> **Problem description**
Locate all lines with the word "this" and copy them out.
* start Stored data *
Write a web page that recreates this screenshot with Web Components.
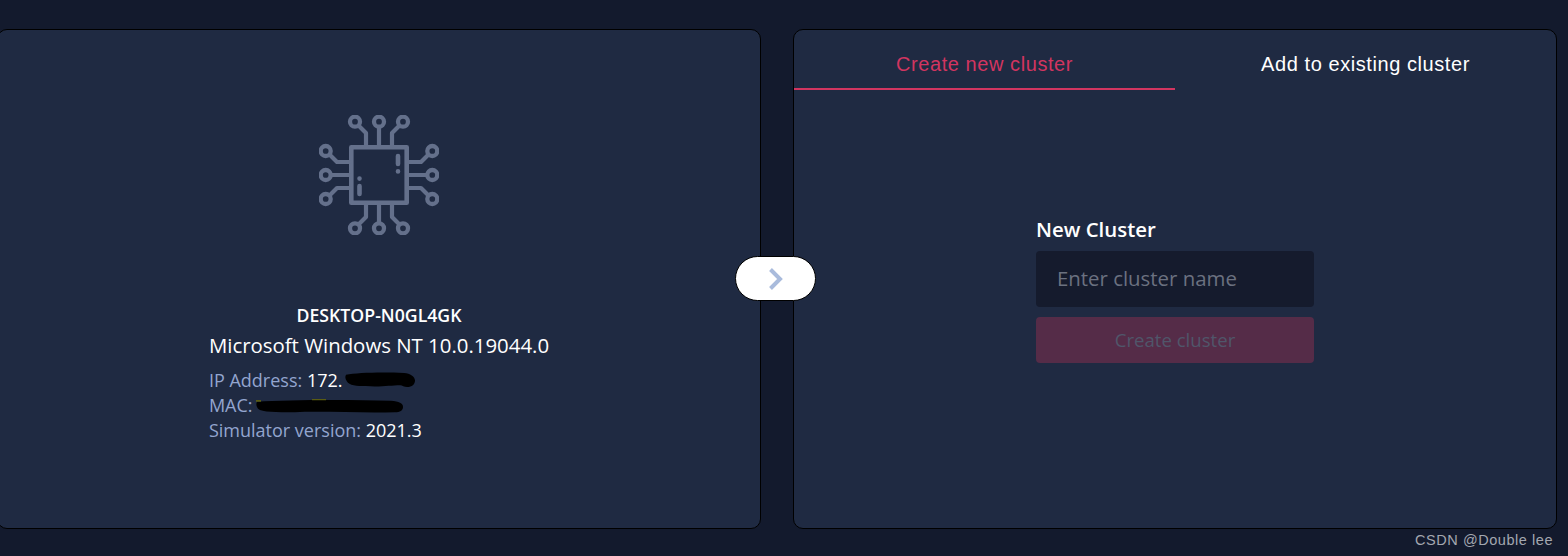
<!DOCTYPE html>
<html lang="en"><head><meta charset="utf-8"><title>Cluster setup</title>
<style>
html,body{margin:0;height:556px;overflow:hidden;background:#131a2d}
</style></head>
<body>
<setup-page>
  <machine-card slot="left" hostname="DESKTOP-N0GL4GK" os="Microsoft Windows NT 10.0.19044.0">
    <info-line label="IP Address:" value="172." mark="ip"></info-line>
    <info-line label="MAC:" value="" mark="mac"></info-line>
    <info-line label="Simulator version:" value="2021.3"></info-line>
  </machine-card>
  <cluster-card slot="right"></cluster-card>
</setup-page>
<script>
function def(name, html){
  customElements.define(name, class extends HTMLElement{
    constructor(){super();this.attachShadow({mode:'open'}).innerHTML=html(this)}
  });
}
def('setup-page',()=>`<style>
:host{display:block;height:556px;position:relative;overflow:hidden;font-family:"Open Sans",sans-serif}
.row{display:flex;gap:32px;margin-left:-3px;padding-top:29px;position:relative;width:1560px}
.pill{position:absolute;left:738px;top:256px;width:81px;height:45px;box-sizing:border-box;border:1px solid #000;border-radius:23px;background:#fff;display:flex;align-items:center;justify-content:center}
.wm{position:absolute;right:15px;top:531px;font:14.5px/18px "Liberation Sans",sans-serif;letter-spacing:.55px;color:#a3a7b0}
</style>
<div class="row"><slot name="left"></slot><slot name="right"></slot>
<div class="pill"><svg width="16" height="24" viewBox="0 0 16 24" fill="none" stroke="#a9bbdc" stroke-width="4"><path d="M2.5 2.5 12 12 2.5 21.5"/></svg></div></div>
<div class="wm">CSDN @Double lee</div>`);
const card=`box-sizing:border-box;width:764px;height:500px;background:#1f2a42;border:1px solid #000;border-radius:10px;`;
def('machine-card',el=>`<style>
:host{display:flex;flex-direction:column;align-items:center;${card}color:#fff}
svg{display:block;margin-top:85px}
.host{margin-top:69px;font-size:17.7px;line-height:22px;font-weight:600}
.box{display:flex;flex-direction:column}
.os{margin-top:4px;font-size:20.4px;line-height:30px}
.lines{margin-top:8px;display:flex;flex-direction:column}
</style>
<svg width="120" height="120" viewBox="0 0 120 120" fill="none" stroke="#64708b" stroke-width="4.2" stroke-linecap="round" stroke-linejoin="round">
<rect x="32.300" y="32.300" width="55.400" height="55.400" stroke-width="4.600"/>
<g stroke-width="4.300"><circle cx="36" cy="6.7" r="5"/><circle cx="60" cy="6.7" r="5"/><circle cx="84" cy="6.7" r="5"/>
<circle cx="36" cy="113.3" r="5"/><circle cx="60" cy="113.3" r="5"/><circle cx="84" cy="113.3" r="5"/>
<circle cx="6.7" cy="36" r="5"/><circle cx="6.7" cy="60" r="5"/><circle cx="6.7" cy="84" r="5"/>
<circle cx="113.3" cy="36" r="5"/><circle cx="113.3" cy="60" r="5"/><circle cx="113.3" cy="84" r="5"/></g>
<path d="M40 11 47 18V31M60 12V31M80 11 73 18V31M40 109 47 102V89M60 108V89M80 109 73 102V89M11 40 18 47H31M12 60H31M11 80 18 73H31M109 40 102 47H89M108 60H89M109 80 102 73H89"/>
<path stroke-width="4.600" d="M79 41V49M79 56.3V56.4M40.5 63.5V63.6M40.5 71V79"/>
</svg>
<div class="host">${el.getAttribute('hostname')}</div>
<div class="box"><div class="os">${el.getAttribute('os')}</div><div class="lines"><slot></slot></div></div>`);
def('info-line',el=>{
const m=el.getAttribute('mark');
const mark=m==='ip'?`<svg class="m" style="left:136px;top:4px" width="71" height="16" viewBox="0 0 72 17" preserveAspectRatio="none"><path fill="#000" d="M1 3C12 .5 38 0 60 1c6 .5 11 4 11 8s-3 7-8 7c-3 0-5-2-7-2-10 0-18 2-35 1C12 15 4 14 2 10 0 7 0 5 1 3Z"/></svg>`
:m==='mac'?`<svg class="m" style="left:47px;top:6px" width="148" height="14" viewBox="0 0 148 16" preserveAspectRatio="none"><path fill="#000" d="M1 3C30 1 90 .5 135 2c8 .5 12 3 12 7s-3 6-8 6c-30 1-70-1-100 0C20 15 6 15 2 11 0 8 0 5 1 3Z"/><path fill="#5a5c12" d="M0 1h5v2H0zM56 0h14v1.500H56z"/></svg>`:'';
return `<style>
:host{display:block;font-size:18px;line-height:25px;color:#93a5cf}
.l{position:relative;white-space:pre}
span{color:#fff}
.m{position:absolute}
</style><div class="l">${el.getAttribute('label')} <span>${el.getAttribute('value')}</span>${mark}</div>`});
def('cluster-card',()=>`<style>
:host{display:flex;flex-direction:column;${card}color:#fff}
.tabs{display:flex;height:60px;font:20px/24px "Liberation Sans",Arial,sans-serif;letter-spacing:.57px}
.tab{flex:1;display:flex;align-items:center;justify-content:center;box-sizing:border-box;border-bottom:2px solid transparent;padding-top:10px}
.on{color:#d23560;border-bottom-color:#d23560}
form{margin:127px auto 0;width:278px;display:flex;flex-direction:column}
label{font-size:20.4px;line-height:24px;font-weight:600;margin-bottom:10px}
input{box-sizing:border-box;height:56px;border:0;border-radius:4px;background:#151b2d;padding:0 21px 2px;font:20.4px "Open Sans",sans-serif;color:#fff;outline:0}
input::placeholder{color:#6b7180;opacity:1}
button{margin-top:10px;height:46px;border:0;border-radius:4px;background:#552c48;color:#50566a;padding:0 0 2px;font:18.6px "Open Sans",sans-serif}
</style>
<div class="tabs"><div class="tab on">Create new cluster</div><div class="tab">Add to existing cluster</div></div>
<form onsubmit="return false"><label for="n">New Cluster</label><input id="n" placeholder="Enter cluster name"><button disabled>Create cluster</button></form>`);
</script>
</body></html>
* end Stored data *
> **Output of the task**
Write a web page that recreates this screenshot with Web Components.
    constructor(){super();this.attachShadow({mode:'open'}).innerHTML=html(this)}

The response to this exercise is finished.